--- begin ---

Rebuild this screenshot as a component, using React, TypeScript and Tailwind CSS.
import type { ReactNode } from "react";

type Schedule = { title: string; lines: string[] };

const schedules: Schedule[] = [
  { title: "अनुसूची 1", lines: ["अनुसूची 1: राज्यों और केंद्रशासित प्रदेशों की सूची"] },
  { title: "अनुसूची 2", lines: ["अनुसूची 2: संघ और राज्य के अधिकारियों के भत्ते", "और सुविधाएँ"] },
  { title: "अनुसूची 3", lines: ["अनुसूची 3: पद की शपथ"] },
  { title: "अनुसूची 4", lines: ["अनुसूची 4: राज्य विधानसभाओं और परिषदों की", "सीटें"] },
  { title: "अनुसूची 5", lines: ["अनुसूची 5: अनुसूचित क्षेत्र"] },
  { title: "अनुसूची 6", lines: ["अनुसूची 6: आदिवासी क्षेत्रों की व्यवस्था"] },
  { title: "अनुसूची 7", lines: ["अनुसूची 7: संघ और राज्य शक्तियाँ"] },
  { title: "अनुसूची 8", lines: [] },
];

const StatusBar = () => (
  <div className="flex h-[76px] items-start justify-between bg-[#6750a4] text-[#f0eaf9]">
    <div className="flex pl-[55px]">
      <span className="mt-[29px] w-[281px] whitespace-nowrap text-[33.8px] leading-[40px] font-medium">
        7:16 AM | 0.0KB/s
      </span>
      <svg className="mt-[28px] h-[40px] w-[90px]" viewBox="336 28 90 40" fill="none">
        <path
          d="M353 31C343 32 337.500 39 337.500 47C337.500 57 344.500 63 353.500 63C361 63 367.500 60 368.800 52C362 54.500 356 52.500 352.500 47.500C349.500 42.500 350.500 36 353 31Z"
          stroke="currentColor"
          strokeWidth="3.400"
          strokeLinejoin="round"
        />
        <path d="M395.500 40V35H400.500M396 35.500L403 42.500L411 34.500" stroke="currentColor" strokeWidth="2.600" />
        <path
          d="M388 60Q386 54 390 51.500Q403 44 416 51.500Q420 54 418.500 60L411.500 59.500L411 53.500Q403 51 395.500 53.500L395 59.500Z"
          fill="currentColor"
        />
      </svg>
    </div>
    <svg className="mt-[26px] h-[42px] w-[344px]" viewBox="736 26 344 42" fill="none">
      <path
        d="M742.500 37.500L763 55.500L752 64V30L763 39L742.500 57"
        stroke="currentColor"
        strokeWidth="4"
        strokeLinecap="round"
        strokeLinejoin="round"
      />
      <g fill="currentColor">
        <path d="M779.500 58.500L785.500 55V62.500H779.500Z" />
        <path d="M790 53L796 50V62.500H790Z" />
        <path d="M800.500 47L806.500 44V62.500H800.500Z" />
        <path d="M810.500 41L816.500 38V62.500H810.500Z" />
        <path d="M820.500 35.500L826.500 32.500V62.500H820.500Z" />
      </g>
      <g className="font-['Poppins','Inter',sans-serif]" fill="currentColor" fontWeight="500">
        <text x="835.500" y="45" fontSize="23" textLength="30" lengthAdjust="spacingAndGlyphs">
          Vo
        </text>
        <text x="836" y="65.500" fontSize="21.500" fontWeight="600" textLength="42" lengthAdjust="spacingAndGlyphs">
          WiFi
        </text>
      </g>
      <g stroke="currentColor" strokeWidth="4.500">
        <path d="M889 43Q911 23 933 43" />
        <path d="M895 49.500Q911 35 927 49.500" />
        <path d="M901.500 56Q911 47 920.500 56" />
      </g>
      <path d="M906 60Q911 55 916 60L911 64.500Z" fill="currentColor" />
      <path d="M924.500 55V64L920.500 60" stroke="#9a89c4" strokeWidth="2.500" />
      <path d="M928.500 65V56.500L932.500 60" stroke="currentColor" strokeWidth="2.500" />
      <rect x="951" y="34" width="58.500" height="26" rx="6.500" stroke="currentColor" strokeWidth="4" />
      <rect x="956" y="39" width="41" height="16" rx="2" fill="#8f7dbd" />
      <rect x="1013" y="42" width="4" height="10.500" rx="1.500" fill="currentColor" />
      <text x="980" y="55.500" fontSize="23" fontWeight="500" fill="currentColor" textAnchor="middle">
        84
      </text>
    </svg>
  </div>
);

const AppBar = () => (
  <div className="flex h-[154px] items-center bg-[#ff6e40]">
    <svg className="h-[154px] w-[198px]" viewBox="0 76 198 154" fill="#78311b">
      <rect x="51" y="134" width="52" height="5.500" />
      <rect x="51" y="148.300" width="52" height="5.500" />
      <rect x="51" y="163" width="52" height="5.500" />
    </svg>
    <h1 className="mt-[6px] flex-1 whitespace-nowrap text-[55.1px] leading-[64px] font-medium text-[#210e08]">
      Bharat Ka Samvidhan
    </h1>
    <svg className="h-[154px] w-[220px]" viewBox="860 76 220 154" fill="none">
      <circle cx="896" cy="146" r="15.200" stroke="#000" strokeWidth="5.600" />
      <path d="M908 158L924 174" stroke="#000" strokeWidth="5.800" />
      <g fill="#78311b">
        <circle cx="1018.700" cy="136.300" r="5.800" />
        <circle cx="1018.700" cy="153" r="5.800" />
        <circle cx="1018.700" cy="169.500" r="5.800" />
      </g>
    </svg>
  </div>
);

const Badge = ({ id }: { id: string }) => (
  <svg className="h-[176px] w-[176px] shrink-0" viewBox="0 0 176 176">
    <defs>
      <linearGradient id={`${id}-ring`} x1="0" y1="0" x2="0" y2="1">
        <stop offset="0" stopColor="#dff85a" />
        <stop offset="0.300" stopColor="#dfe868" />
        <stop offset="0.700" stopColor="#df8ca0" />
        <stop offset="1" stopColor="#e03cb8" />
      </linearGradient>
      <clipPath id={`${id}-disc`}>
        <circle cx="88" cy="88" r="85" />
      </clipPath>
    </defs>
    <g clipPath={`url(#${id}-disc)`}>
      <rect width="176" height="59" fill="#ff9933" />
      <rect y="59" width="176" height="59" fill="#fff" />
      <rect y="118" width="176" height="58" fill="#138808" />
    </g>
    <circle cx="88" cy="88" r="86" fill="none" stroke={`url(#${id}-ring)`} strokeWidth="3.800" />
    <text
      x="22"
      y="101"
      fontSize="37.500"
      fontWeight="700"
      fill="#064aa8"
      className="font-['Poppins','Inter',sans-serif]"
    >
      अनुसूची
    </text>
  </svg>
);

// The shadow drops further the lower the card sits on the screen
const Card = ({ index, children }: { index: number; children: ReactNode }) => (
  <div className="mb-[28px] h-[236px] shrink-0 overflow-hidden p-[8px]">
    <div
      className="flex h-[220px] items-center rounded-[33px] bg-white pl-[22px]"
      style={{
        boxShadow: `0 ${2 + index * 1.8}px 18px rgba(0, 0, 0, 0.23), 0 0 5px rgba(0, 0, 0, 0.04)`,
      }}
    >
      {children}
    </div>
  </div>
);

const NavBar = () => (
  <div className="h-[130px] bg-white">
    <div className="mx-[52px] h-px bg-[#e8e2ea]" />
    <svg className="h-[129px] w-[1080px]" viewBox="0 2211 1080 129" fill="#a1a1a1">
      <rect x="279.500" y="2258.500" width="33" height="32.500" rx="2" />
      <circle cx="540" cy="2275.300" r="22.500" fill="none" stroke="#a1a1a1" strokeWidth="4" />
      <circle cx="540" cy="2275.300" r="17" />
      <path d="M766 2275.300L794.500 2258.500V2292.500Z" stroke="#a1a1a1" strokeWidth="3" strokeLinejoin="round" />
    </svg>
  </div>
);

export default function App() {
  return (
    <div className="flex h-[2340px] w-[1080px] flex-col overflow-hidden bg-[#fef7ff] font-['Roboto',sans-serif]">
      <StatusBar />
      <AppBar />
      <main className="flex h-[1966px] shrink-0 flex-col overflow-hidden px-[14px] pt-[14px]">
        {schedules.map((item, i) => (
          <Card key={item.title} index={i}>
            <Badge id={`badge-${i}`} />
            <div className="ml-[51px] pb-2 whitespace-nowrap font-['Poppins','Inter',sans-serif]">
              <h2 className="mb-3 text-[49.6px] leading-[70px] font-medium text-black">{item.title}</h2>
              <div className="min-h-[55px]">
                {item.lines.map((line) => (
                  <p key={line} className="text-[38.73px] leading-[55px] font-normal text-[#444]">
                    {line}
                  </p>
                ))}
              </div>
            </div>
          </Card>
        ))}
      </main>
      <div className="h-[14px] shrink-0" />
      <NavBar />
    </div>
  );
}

--- end ---

Verbatim output is expected for the lines from the start of the data to the line in which "string; lines: string[]" appears, both included.

EXERCISE OUTPUT:
Rebuild this screenshot as a component, using React, TypeScript and Tailwind CSS.
import type { ReactNode } from "react";

type Schedule = { title: string; lines: string[] };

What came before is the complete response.